=== The task ===
Extract every line below that contains the word "React".

=== Stored rows ===
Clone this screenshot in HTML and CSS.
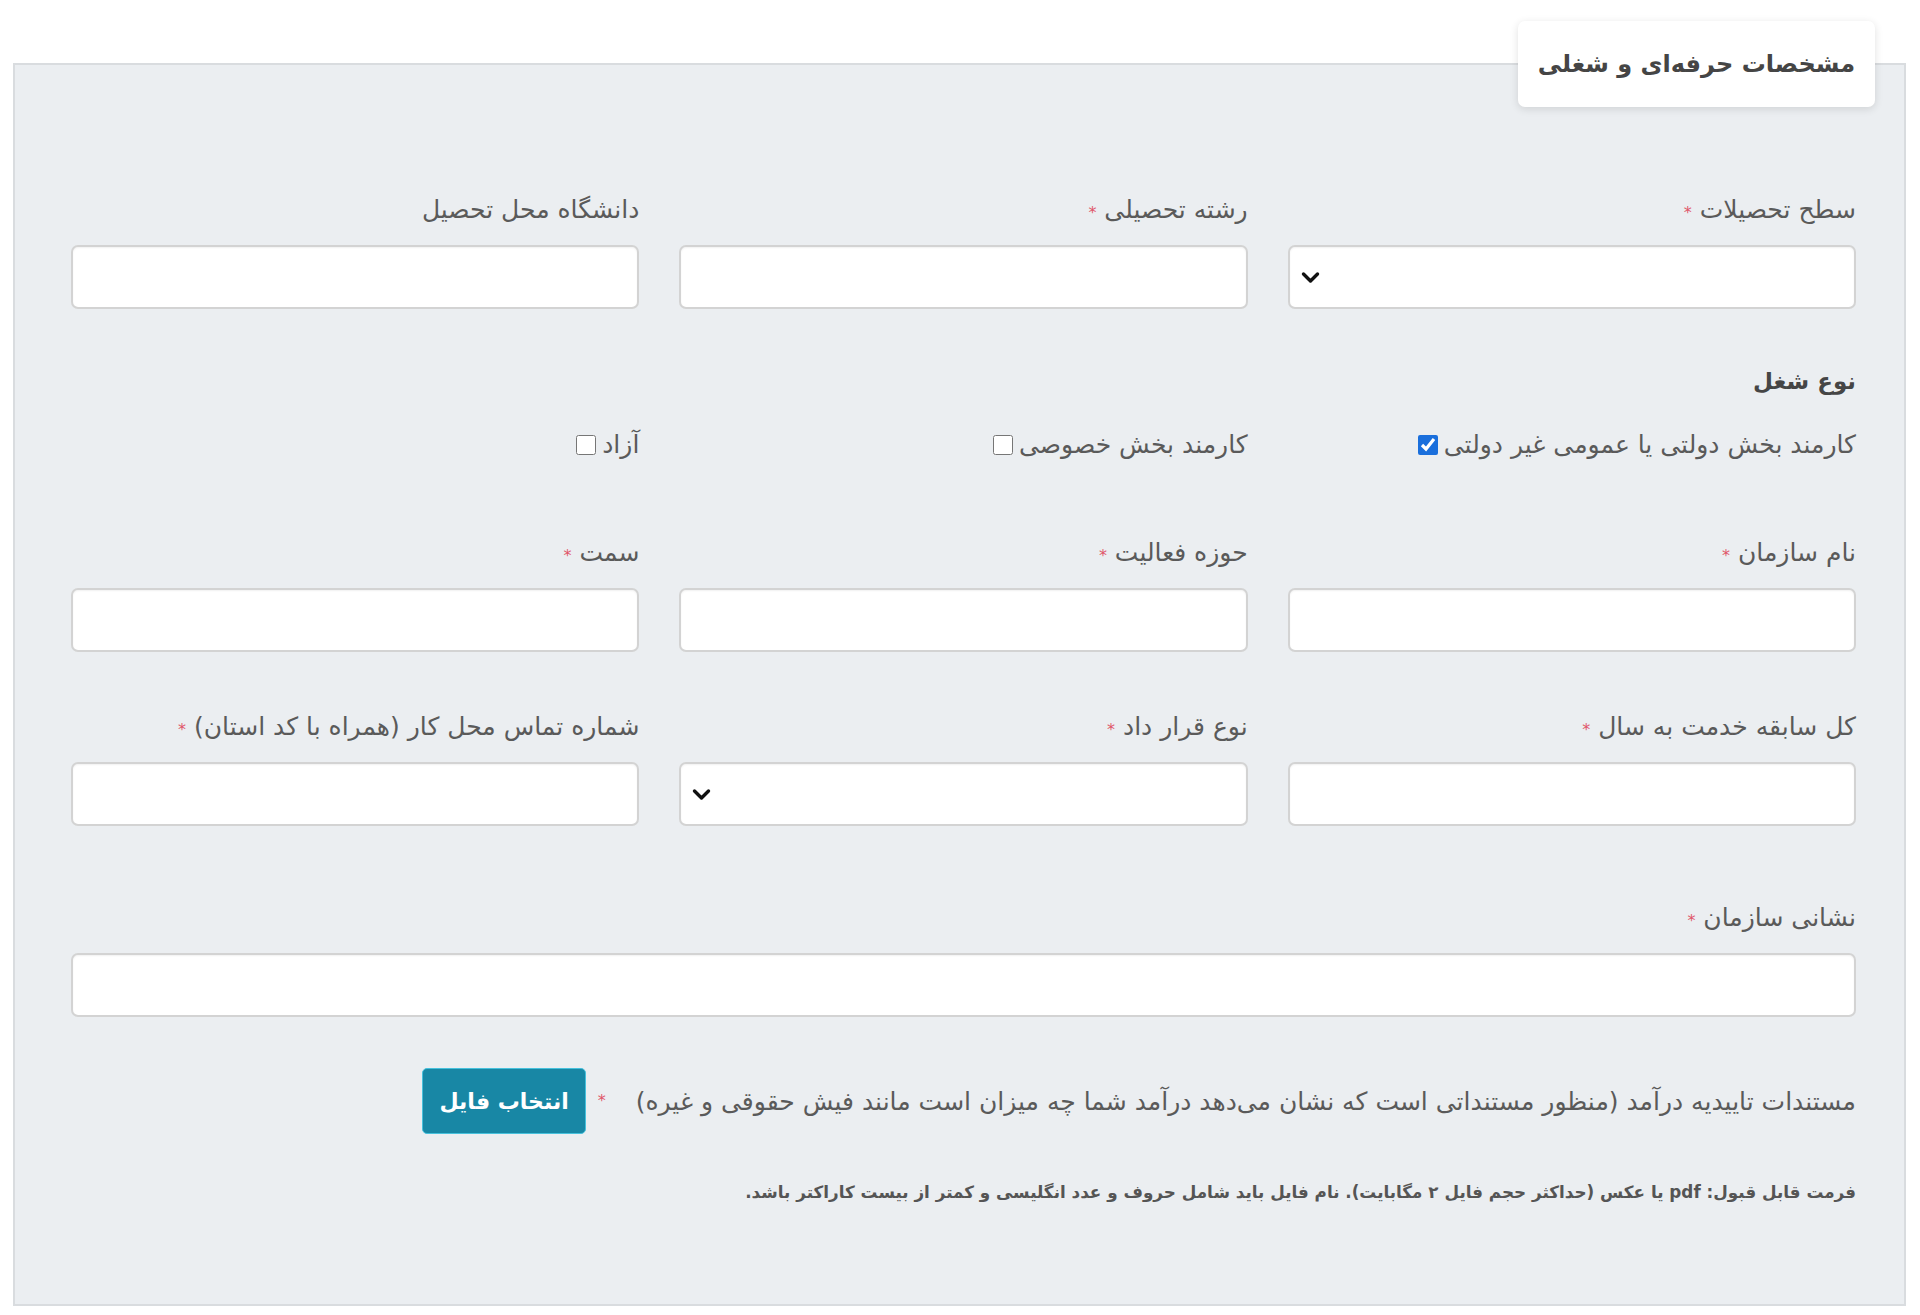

---

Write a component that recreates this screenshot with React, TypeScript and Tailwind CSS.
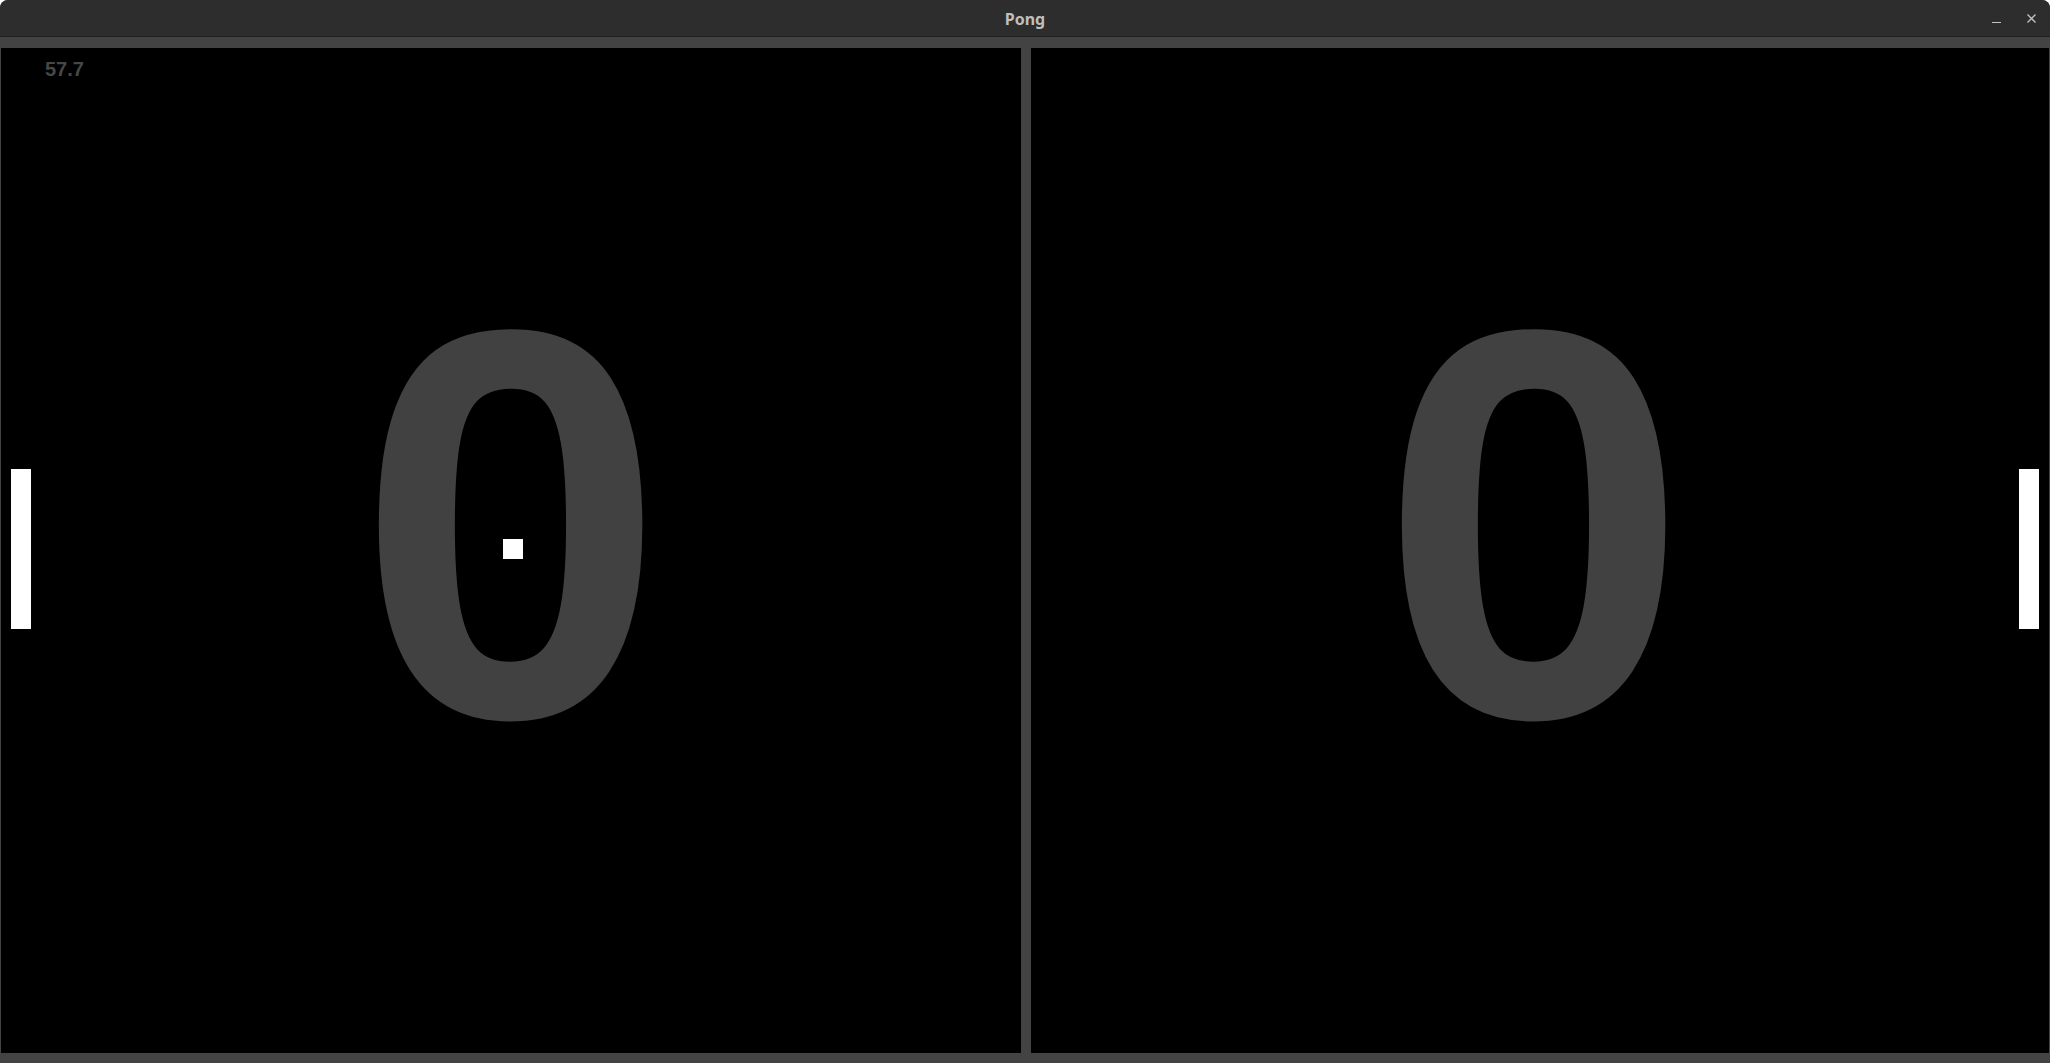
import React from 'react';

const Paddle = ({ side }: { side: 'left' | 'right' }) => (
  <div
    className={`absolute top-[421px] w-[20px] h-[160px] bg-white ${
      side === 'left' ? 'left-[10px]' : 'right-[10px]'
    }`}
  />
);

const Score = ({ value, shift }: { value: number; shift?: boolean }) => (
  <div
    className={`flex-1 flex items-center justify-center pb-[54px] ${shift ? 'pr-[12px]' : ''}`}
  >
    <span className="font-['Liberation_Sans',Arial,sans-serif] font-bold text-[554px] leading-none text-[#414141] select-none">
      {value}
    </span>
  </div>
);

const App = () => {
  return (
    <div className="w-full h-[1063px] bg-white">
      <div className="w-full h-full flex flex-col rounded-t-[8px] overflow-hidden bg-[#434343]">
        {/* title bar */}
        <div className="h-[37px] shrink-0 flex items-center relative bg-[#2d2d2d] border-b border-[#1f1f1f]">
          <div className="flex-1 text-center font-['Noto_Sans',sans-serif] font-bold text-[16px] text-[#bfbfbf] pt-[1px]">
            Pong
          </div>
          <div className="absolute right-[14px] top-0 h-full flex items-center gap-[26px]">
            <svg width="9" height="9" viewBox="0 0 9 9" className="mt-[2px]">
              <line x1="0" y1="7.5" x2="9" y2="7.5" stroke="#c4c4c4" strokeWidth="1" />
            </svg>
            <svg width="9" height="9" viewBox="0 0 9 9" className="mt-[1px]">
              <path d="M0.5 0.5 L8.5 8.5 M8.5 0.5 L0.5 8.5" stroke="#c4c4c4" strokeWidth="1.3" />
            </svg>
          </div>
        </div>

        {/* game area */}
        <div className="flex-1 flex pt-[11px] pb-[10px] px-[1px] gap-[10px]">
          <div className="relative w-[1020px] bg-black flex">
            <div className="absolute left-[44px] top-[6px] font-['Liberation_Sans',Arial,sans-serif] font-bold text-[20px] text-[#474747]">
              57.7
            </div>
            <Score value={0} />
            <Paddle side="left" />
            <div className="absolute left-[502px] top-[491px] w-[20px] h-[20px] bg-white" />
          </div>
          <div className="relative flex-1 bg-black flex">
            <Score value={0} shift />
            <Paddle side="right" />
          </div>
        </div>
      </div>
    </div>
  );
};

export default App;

=== Output ===
Write a component that recreates this screenshot with React, TypeScript and Tailwind CSS.
import React from 'react';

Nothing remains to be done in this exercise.